Erlendur asintió y se percató al momento de que no tenía por qué preocuparse de cómo responder a las preguntas de si había hablado de Karólína con otras personas. Al parecer veía aquello como una cuestión de prestigio profesional, independientemente de las circunstancias. Erlendur recordó las palabras del profesor de Teatro sobre la ambición de Karólína, la fama con la que tanto soñaba. ¿Cómo lo dijo? Reina del teatro.

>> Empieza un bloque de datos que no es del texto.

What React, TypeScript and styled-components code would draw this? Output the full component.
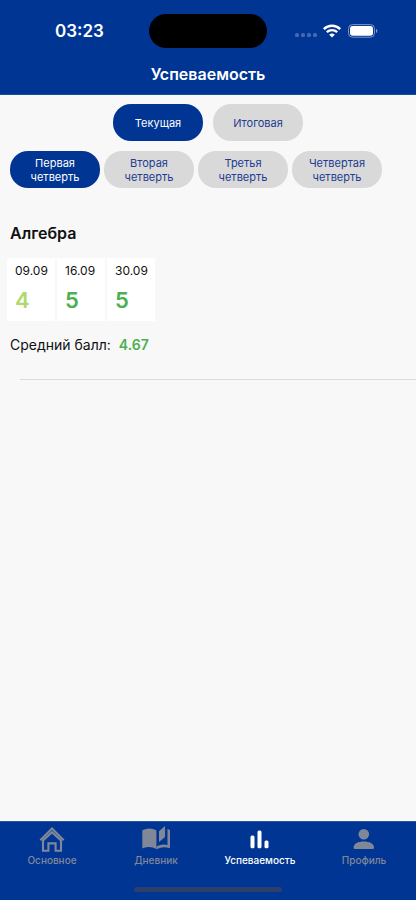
import React, { useState } from "react";
import styled, { createGlobalStyle } from "styled-components";

const blue = "#003594";
const muted = "#808799";

const GlobalStyle = createGlobalStyle`
  * { box-sizing: border-box; }
  body {
    margin: 0;
    background: #f8f8f8;
    font-family: Inter, "Liberation Sans", sans-serif;
    color: #111;
  }
  button { font: inherit; border: 0; padding: 0; cursor: pointer; }
`;

const Screen = styled.div`
  display: flex;
  flex-direction: column;
  min-height: 100vh;
`;

const Header = styled.header`
  background: ${blue};
  color: #fff;
  border-bottom: 1px solid #1d4a9e;
`;

const StatusBar = styled.div`
  display: grid;
  grid-template-columns: 1fr 118px 1fr;
  align-items: center;
  padding-top: 14px;
`;

const Time = styled.time`
  padding-left: 10px;
  text-align: center;
  font-size: 17px;
  line-height: 20px;
  font-weight: 600;
`;

const Island = styled.div`
  height: 34px;
  border-radius: 17px;
  background: #000;
`;

const Indicators = styled.div`
  display: flex;
  align-items: center;
  gap: 6px;
  padding-left: 28px;
`;

const Title = styled.h1`
  margin: 0;
  padding: 16px 0 10px;
  text-align: center;
  font-size: 16px;
  line-height: 20px;
  font-weight: 600;
`;

const Main = styled.main`
  flex: 1;
  padding-top: 9px;
`;

const Periods = styled.div`
  display: flex;
  justify-content: center;
  gap: 10px;
`;

const Quarters = styled.div`
  display: flex;
  gap: 4px;
  padding: 10px 10px 0;
`;

const Pill = styled.button<{ $active: boolean }>`
  flex: 0 1 90px;
  height: 37px;
  padding: 0 12px;
  border-radius: 18px;
  font-size: 11px;
  line-height: 14px;
  color: ${(p) => (p.$active ? "#fff" : "#233c92")};
  background: ${(p) => (p.$active ? blue : "#d9d9d9")};
`;

const Subject = styled.section`
  padding-top: 35px;
`;

const SubjectName = styled.h2`
  margin: 0;
  padding-left: 10px;
  font-size: 16px;
  line-height: 20px;
  font-weight: 600;
`;

const Marks = styled.ul`
  display: flex;
  gap: 2px;
  margin: 0;
  padding: 15px 7px 0;
  list-style: none;
`;

const MarkCard = styled.li`
  width: 48px;
  height: 63px;
  padding: 4px 0 0 8px;
  background: #fff;
`;

const MarkDate = styled.div`
  font-size: 12px;
  line-height: 18px;
`;

const Mark = styled.div<{ $color: string }>`
  padding-top: 5px;
  font-size: 22px;
  line-height: 30px;
  font-weight: 600;
  color: ${(p) => p.$color};
`;

const Average = styled.p`
  display: flex;
  gap: 8px;
  margin: 0;
  padding: 14px 10px 24px;
  font-size: 14px;
  line-height: 20px;
`;

const AverageValue = styled.strong`
  font-weight: 600;
  color: #4caf50;
`;

const Divider = styled.hr`
  margin: 0 0 0 20px;
  border: 0;
  border-top: 1px solid #dcdcdc;
`;

const Footer = styled.footer`
  background: ${blue};
  border-top: 1px solid #2b559f;
`;

const Tabs = styled.nav`
  display: grid;
  grid-template-columns: repeat(4, 1fr);
`;

const Tab = styled.button<{ $active: boolean }>`
  display: flex;
  flex-direction: column;
  align-items: center;
  padding-top: 1px;
  background: none;
  color: ${(p) => (p.$active ? "#fff" : muted)};
  font-size: 10px;
  line-height: 10px;
  font-weight: 500;
`;

const HomeIndicator = styled.div`
  width: 148px;
  height: 5px;
  margin: 22px auto 8px;
  border-radius: 3px;
  background: #2b416b;
`;

const SignalDots = () => (
  <svg width="22" height="12" viewBox="0 0 22 12" fill="#4468b2" aria-hidden="true">
    {[0, 6, 12, 18].map((x) => (
      <rect key={x} x={x} y="8" width="4" height="4" rx="1.5" />
    ))}
  </svg>
);

const Wifi = () => (
  <svg width="19" height="14" viewBox="0 0 19 14" fill="none" stroke="#fff" aria-hidden="true">
    <path d="M.8 5.1a11.9 11.9 0 0 1 16.4 0" strokeWidth="2.4" />
    <path d="M3.8 8.2a7.5 7.5 0 0 1 10.4 0" strokeWidth="2.3" />
    <path d="M9 13.6 6.2 10.7a4.1 4.1 0 0 1 5.6 0z" fill="#fff" stroke="none" />
  </svg>
);

const Battery = () => (
  <svg width="30" height="14" viewBox="0 0 30 14" aria-hidden="true">
    <rect x=".5" y=".6" width="26" height="12.6" rx="4" fill="none" stroke="#7c96ca" />
    <rect x="2" y="2.1" width="23" height="9.6" rx="2.7" fill="#fff" />
    <path d="M28 4.8q1.4.5 1.4 2.1T28 9z" fill="#7c96ca" />
  </svg>
);

const HomeIcon = () => (
  <svg width="32" height="32" viewBox="0 0 32 32" fill="none" stroke="currentColor" strokeWidth="2.1" aria-hidden="true">
    <path d="M4.3 17.3 16 5.6l11.7 11.7" />
    <path d="M7 17.4v10.4h5.4v-7.4h7.2v7.4H25V17.4l-9-8.2z" />
  </svg>
);

const DiaryIcon = () => (
  <svg width="32" height="32" viewBox="0 0 32 32" fill="currentColor" aria-hidden="true">
    <path d="M2.3 7.2Q9.5 4 16.4 7.2v18.7q-6.6-3.4-13.5-.6-.6 0-.6-.6z" />
    <path d="m19 8.2 6-5.1v11l-6 4.8z" />
    <path d="M27.5 6.1q1.6.5 2.5 1.1v17.4q0 .7-.8.5-6.1-2.2-12.8 1.1v-2.6q5.6-3 11.1-1.5z" />
  </svg>
);

const ChartIcon = () => (
  <svg width="32" height="32" viewBox="0 0 32 32" fill="currentColor" aria-hidden="true">
    <rect x="6.5" y="12.6" width="4" height="12.6" rx="1.5" />
    <rect x="13.5" y="7.6" width="4" height="17.6" rx="1.5" />
    <rect x="20.5" y="17.6" width="4" height="7.6" rx="1.5" />
  </svg>
);

const ProfileIcon = () => (
  <svg width="32" height="32" viewBox="0 0 32 32" fill="currentColor" aria-hidden="true">
    <circle cx="15.8" cy="11.2" r="5.3" />
    <path d="M5.6 24.4c0-4 4.8-6 10.2-6s10.2 2 10.2 6c0 1-.6 1.7-1.6 1.7H7.2c-1 0-1.6-.7-1.6-1.7z" />
  </svg>
);

const periods = ["Текущая", "Итоговая"];
const quarters = ["Первая", "Вторая", "Третья", "Четвертая"];
const marks = [
  { date: "09.09", value: 4, color: "#aed96c" },
  { date: "16.09", value: 5, color: "#4caf50" },
  { date: "30.09", value: 5, color: "#4caf50" },
];
const tabs = [
  { label: "Основное", Icon: HomeIcon },
  { label: "Дневник", Icon: DiaryIcon },
  { label: "Успеваемость", Icon: ChartIcon },
  { label: "Профиль", Icon: ProfileIcon },
];

export default function App() {
  const [period, setPeriod] = useState(0);
  const [quarter, setQuarter] = useState(0);
  const [tab, setTab] = useState(2);

  return (
    <Screen>
      <GlobalStyle />
      <Header>
        <StatusBar>
          <Time>03:23</Time>
          <Island />
          <Indicators>
            <SignalDots />
            <Wifi />
            <Battery />
          </Indicators>
        </StatusBar>
        <Title>Успеваемость</Title>
      </Header>
      <Main>
        <Periods>
          {periods.map((name, i) => (
            <Pill key={name} $active={i === period} aria-pressed={i === period} onClick={() => setPeriod(i)}>
              {name}
            </Pill>
          ))}
        </Periods>
        <Quarters>
          {quarters.map((name, i) => (
            <Pill key={name} $active={i === quarter} aria-pressed={i === quarter} onClick={() => setQuarter(i)}>
              {name} четверть
            </Pill>
          ))}
        </Quarters>
        <Subject>
          <SubjectName>Алгебра</SubjectName>
          <Marks>
            {marks.map((m) => (
              <MarkCard key={m.date}>
                <MarkDate>{m.date}</MarkDate>
                <Mark $color={m.color}>{m.value}</Mark>
              </MarkCard>
            ))}
          </Marks>
          <Average>
            <span>Средний балл:</span>
            <AverageValue>4.67</AverageValue>
          </Average>
          <Divider />
        </Subject>
      </Main>
      <Footer>
        <Tabs>
          {tabs.map(({ label, Icon }, i) => (
            <Tab key={label} $active={i === tab} aria-current={i === tab ? "page" : undefined} onClick={() => setTab(i)}>
              <Icon />
              {label}
            </Tab>
          ))}
        </Tabs>
        <HomeIndicator />
      </Footer>
    </Screen>
  );
}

Fuego de esperanza —dijo Karólína—. Era un drama magnífico y sí, es cierto, fue el papel más importante que tuve, cuando estaba en lo más alto, si se me permite decirlo así.

Sonrió.

—Los críticos no fueron demasiado entusiastas. Le reprocharon a la obra que estaba anticuada. Son el colmo. Nunca saben lo que dicen.

—Mi amiga dijo que a lo mejor se estaba confundiendo con otro papel, el de un personaje llamado Magdalena.

—¿Cómo?

—Era una adivina, o una médium —dijo Erlendur.

Esperó la reacción de Karólína, pero fue como si no se hubiera enterado, y Erlendur pensó que una de dos: o él estaba completamente equivocado, o ella era mucho mejor actriz de lo que le habían dicho.

—No me suena nada.

—No recuerdo cómo dijo que se llamaba la obra —dijo Erlendur, atreviéndose a dar un paso más—. Me da que era algo así como La falsa médium o algo por el estilo.

Karólína vaciló.

—Nunca he oído hablar de esa función —dijo un momento después—. ¿La pusieron en el Teatro Nacional?

—No lo sé —dijo Erlendur—. La tal Magdalena creía en el mundo de los espíritus, que era tan real como nosotros dos, que estamos aquí sentados en el salón.

—Ah, ya.

—María creía en esas cosas. Baldvin te lo habrá contado, como es lógico.

—No recuerdo que Baldvin lo mencionara —dijo Karólína—. Yo no creo en fantasmas.

—No, ni yo tampoco —dijo Erlendur—. ¿No te contó que María buscó ayuda en videntes y médiums?

—No, no tenía ni idea. Yo no sabía demasiado sobre María, si quieres que te sea sincera. Cuando estábamos juntos Baldvin y yo, no solíamos hablar de ella. Teníamos otras cosas que decirnos.

—Supongo —dijo Erlendur.

—¿Algo más?

—No, ya basta por el momento. Muchas gracias.